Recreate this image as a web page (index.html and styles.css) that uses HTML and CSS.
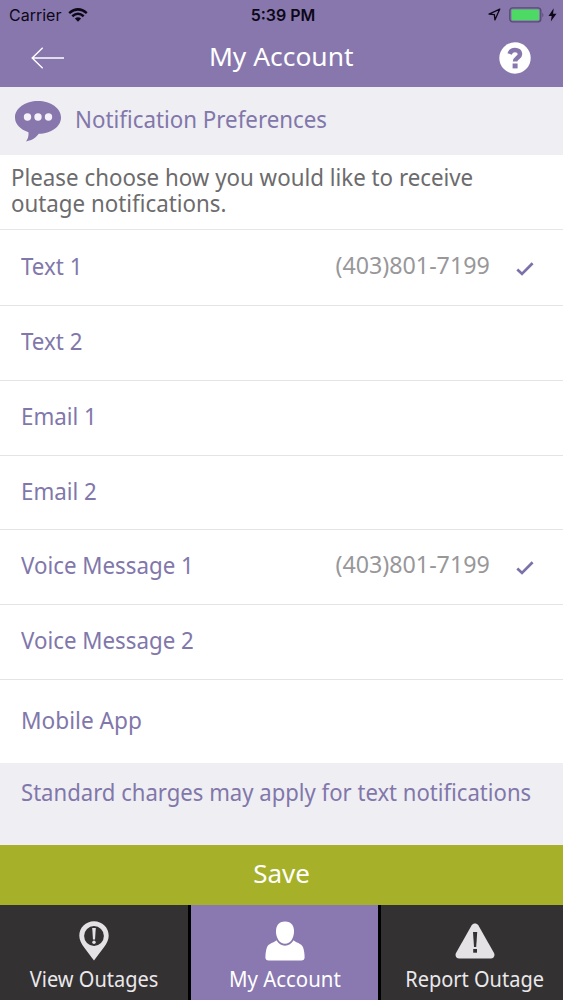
FILE: index.html
```html
<!DOCTYPE html>
<html lang="en">
<head>
<meta charset="utf-8">
<title>My Account</title>
<link rel="stylesheet" href="styles.css">
</head>
<body>
<div class="app">
  <header class="header">
    <div class="status">
      <div class="status-left">
        <span class="carrier">Carrier</span>
        <svg class="wifi" width="20" height="14" viewBox="0 0 20 14" fill="none" stroke="#0d0818" stroke-width="2.5"><path d="M1.2 5.1Q10-2.4 18.8 5.1"/><path d="M4.3 8.3Q10 3.3 15.7 8.3"/><path d="M6.9 10.5Q10 8 13.1 10.5L10 13.7z" fill="#0d0818" stroke="none"/></svg>
      </div>
      <span class="clock">5:39 PM</span>
      <div class="status-right">
        <svg width="13" height="13" viewBox="0 0 13 13" fill="none" stroke="#0d0818" stroke-width="1.3" stroke-linejoin="round"><path d="M11.8 1.1L1 6.1l5.4.5.5 5.3z"/></svg>
        <svg class="battery" width="36" height="16" viewBox="0 0 36 16"><rect x=".8" y=".9" width="31" height="14" rx="2.8" fill="none" stroke="#574b73" stroke-width="1.4"/><rect x="2.6" y="2.6" width="27.4" height="10.6" rx="1" fill="#4cd964"/><path d="M33.4 5.5q2 2.4 0 4.9z" fill="#574b73"/></svg>
        <svg width="9" height="14" viewBox="0 0 9 14"><path d="M5.7.3L.5 8h3.2l-.9 5.6L8.5 5.7H5.1z" fill="#0d0818"/></svg>
      </div>
    </div>
    <div class="nav">
      <svg width="34" height="22" viewBox="0 0 34 22" fill="none" stroke="#fff" stroke-width="1.4"><path d="M1 11h32M11.7.7L1.2 11l10.5 10.3"/></svg>
      <h1 class="title">My Account</h1>
      <svg width="32" height="32" viewBox="0 0 32 32"><circle cx="16" cy="16" r="15.7" fill="#fff"/><path d="M10.600 11.900C11.500 9.200 13.300 8 16 8c3.100 0 5 1.500 5 3.900 0 3.900-4.900 3.800-4.900 7.700" fill="none" stroke="#8777ad" stroke-width="4.600"/><path d="M13.600 21.500h5v4.900h-5z" fill="#8777ad"/></svg>
    </div>
  </header>

  <section class="section-head">
    <svg width="46" height="41" viewBox="0 0 46 41"><path d="M23 0C10.300 0 0 7.200 0 16.500c0 6.500 5.200 12 13.500 14.700.3 4-.7 6.800-2.500 9.300 6.800-1.400 10-4 12.800-7.700C36 32.600 46 25.700 46 16.500 46 7.200 35.700 0 23 0z" fill="#8777ad"/><g fill="#f5f0fa"><circle cx="12.500" cy="16" r="3.700"/><circle cx="23" cy="16" r="3.700"/><circle cx="33.500" cy="16" r="3.700"/></g></svg>
    <h2 class="heading">Notification Preferences</h2>
  </section>
  <div class="intro"><p class="intro-text">Please choose how you would like to receive<br>outage notifications.</p></div>

  <ul class="list">
    <li class="row row-first"><span class="label">Text 1</span><span class="phone">(403)801-7199</span><svg class="check" width="18" height="14" viewBox="0 0 18 14"><path d="M1.300 7.400l4.700 4.500L16.600 1.300" fill="none" stroke="#7d71aa" stroke-width="2.700"/></svg></li>
    <li class="row"><span class="label">Text 2</span></li>
    <li class="row"><span class="label">Email 1</span></li>
    <li class="row row-short"><span class="label">Email 2</span></li>
    <li class="row"><span class="label">Voice Message 1</span><span class="phone">(403)801-7199</span><svg class="check" width="18" height="14" viewBox="0 0 18 14"><path d="M1.300 7.400l4.700 4.500L16.600 1.300" fill="none" stroke="#7d71aa" stroke-width="2.700"/></svg></li>
    <li class="row"><span class="label">Voice Message 2</span></li>
    <li class="row row-last"><span class="label label-wide">Mobile App</span></li>
  </ul>

  <div class="note"><p class="note-text">Standard charges may apply for text notifications</p></div>
  <button class="save">Save</button>

  <nav class="tabs">
    <a class="tab tab-view">
      <svg width="30" height="40" viewBox="0 0 30 40"><path d="M15 .3C6.700.3.300 6.800.300 14.700.300 22.500 8 29.500 15 39.500 22 29.500 29.700 22.500 29.700 14.700 29.700 6.800 23.300.300 15 .300z" fill="#e4e2e4"/><circle cx="15" cy="15" r="9.900" fill="#333132"/><path d="M13.200 7h3.600l-.8 11.500h-2z" fill="#e4e2e4"/><circle cx="15" cy="21.300" r="1.700" fill="#e4e2e4"/></svg>
      <span class="tab-text">View Outages</span>
    </a>
    <a class="tab tab-account">
      <svg width="40" height="40" viewBox="0 0 40 40" fill="#fff"><path d="M20 .5c6.500 0 9.200 4.500 9 10.500-.2 6-3.500 11.800-9 11.800S11.200 17 11 11C10.800 5 13.500.5 20 .5z"/><path d="M11.400 19.300C13.500 22.700 16.400 24.700 20 24.700s6.500-2 8.600-5.400c1.800 2.200 8 3 9.500 7.200 1 2.900 1.500 6.600 1.500 10 0 2.100-1.200 3-3.300 3H3.700c-2.100 0-3.300-.9-3.300-3 0-3.400.5-7.100 1.500-10 1.500-4.200 7.700-5 9.500-7.200z"/></svg>
      <span class="tab-text">My Account</span>
    </a>
    <a class="tab tab-report">
      <svg width="40" height="36" viewBox="0 0 40 36"><path d="M16.700 2.200c1.500-2.300 5.100-2.300 6.600 0L39 30c1.300 2.500-.2 5.500-3.200 5.500H4.200C1.200 35.500-.3 32.500 1 30z" fill="#e4e2e4"/><path d="M18 9h4.200l-1 15h-2.200z" fill="#333132"/><path d="M18.200 26h3.800v3.700h-3.800z" fill="#333132"/></svg>
      <span class="tab-text">Report Outage</span>
    </a>
  </nav>
</div>
</body>
</html>
```
FILE: styles.css
```css
* { box-sizing: border-box; margin: 0; padding: 0; }
body {
  width: 563px;
  height: 1000px;
  overflow: hidden;
  font-family: "Noto Sans", "Open Sans", sans-serif;
  font-size: 23px;
  font-weight: 400;
  color: #8177aa;
  background: #fff;
}
svg { display: block; flex: none; }
.app { display: flex; flex-direction: column; height: 1000px; overflow: hidden; }
.header { height: 87px; background: #8777ad; }
.status {
  display: grid;
  grid-template-columns: 1fr auto 1fr;
  align-items: center;
  height: 29px;
  padding: 0 6px 0 9px;
  font: 400 16px/20px Inter, sans-serif;
  color: #0d0818;
}
.status-left, .status-right { display: flex; align-items: center; gap: 7px; }
.status-right { justify-content: flex-end; gap: 5px; }
.battery { margin-left: 3px; margin-right: -2px; }
.clock { font-weight: 600; }
.nav {
  display: grid;
  grid-template-columns: 1fr auto 1fr;
  align-items: center;
  height: 57px;
  padding: 0 32px 0 31px;
  color: #fff;
}
.nav > :last-child { justify-self: end; }
.title {
  padding-bottom: 4px;
  font-size: 26px;
  font-weight: 400;
  line-height: 36px;
  transform: scaleX(1.015);
}
.section-head {
  display: flex;
  align-items: center;
  gap: 14px;
  height: 68px;
  padding-left: 15px;
  background: #efeef3;
}
/* Labels are set slightly condensed */
.heading, .intro-text, .label, .note-text { transform-origin: left; transform: scaleX(.97); }
.heading {
  padding-bottom: 4px;
  font-size: 23px;
  font-weight: 400;
  line-height: 32px;
}
.intro {
  height: 75px;
  padding: 9px 12px 0 11px;
  border-bottom: 1px solid #e6e5e8;
  line-height: 26px;
  color: #6c6b6d;
  white-space: nowrap;
}
.list { list-style: none; }
.row {
  display: flex;
  align-items: center;
  height: 75px;
  padding: 0 29px 0 21px;
  border-bottom: 1px solid #e4e3e5;
}
.row-first { height: 76px; }
.row-short { height: 74px; }
.row-last { height: 83px; border: 0; }
.label { padding-bottom: 4px; }
.label-wide { transform: scaleX(.985); }
.phone {
  margin-left: auto;
  padding-bottom: 6px;
  color: #98979a;
  transform-origin: right;
  transform: scaleX(1.01);
}
.check { margin-left: 26px; margin-top: 2px; }
.note {
  height: 82px;
  padding: 13px 21px 0;
  background: #efeef3;
  line-height: 32px;
  white-space: nowrap;
}
.note-text { transform: scaleX(.961); }
.save {
  height: 60px;
  padding-bottom: 4px;
  border: 0;
  background: #a6b129;
  color: #fff;
  font: inherit;
  font-size: 26px;
}
.tabs {
  display: grid;
  grid-template-columns: 188px 187px 187px;
  gap: 3px;
  height: 95px;
  background: #000;
}
.tab {
  display: flex;
  flex-direction: column;
  align-items: center;
  justify-content: flex-end;
  gap: 3px;
  padding-bottom: 7px;
  background: #333132;
  color: #eae8ea;
  font-size: 21.5px;
  line-height: 29px;
  white-space: nowrap;
}
.tab-text { transform: scaleX(.93); }
.tab-account { background: #8a78b0; color: #fff; }
.tab-account .tab-text { transform: scaleX(.95); }
.tab-report { gap: 5px; }
```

> Brief
Identify the lines above with the word "index". Copy them.

> The response
Recreate this image as a web page (index.html and styles.css) that uses HTML and CSS.
FILE: index.html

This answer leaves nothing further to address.